Doch es wäre unfair, dem jüngeren politischen Engagement, etwa jenem in den sozialen Medien, vorzuwerfen, dass es zwar höchst aktiv und sichtbar sei, aber bisher kaum Spuren hinterlassen habe. Zehn oder vielleicht fünfzehn Jahre auf einer weitaus größeren Bühne, als es sie bisher gab, reichen dafür nicht. Allerdings müssen wir uns fragen, ob sich Teile dieses Aktivismus schon selbst in neoliberalen und kapitalistischen Netzen verheddert haben. Auch wenn das streckenweise schmerzhaft sein kann.

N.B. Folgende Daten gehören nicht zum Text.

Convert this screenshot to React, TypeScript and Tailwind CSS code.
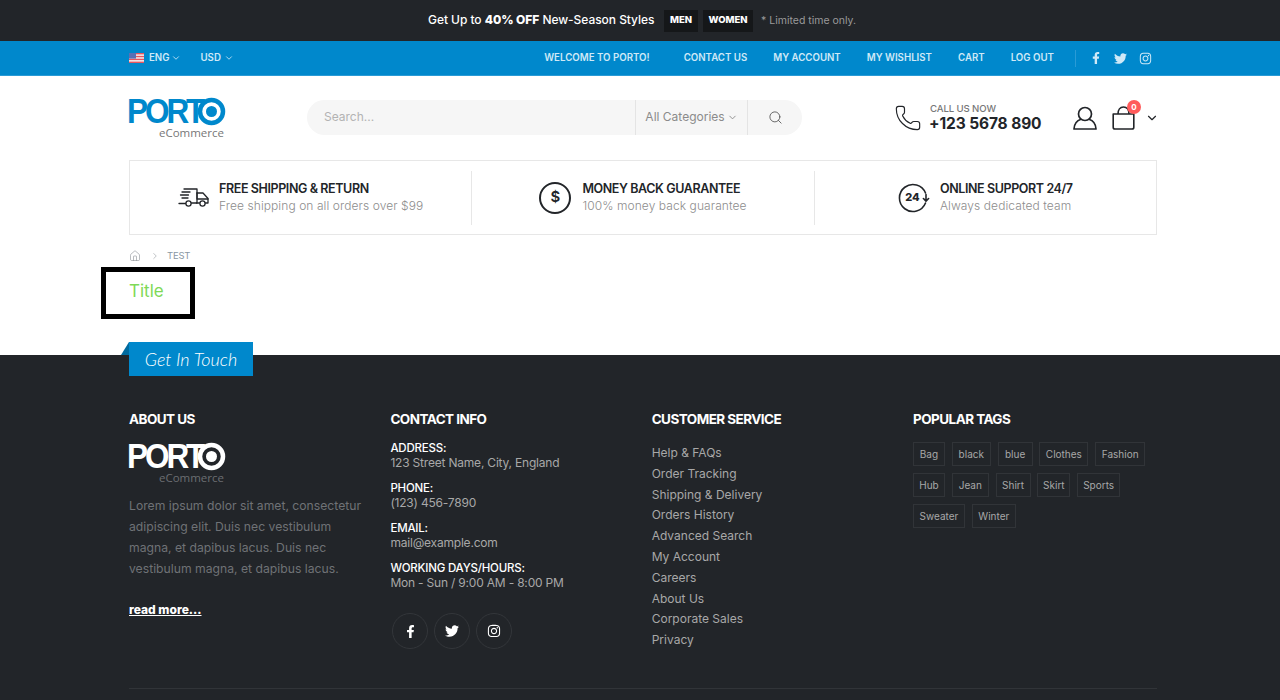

Feminismus als Ware und der Konsum von Feminismus sind weitaus vielschichtiger, als es das Paradebeispiel für die neue Etablierung von Feminismus andeutet: ein weißes T-Shirt mit dem Zitat der nigerianischen Autorin Chimamanda Ngozi Adichie darauf: »We Should All Be Feminists«. Das T-Shirt ist ursprünglich vom Designlabel Dior und kostet 620 Euro. Das ist in der Tat ein interessantes Symbol dafür, welchen Wert Feminismus als Ware inzwischen erreicht hat. Es gibt viele Bereiche, in denen dieser Wert enorm gestiegen ist. Der Profit daraus bringt dem politischen Projekt Feminismus aber bisher überraschend wenig.
Die neue Warenförmigkeit von Feminismus durchdringt klassische wie soziale Medien, die Schönheitsindustrie und die Kulturindustrie, bis hin zu unserem Verständnis von Autonomie. Begonnen hat die Vereinnahmung von politischen Forderungen wie »Autonomie« schon früh. Schon vor 100 Jahren wurden Frauen in der Werbung »als Frauen« angesprochen, was und wie sie sein sollten. »Wir helfen dir, richtig zu sein«, »wir sind auf deiner Seite«, so die dahinterliegende Botschaft: die richtige Ehefrau, die richtige Hausfrau, die richtige Mutter. Heute sind die Anforderungen an die Geschlechterrollen natürlich andere, oder besser gesagt: Heute sind weitere Anforderungen hinzugekommen. Unternehmen wollen uns so sehr dabei helfen, ihnen gerecht zu werden, dass wir inzwischen kaum mehr unterscheiden können, was noch Produkt und was schon eine Bewegung ist. In Deutschland waren Firmen maßgeblich an einer Petition beteiligt, die letztlich zur Senkung der sogenannten Tampon-Steuer beigetragen hat. Was ist davon zu halten, wenn Firmen – auch wenn es hippe Start-ups sind – Politik machen? Und was sollen wir von einem Aktivismus halten, der uns noch weitere Aufgaben, weitere Arbeit am Selbst umhängt? Mit dem kämpferischen Ruf »Body Positivity!« erzählen uns jene Unternehmen, die uns jahrzehntelang völlig jenseitige Idealvorstellungen von Frauenkörpern eingehämmert haben, nun: »Liebe deinen Körper! Egal wie er aussieht.« Für die Arbeit daran, wie wir diese Selbstliebe plötzlich hinbekommen, steht die Ratgeberindustrie schon Gewehr bei Fuß. Meditieren, achtsam sein, richtig atmen. So oder so: Die Arbeit bleibt. Und nicht mehr nur am schlanken Körper, sondern gleich am ganzen Selbst. Und dieser Arbeit sind keine Grenzen gesetzt.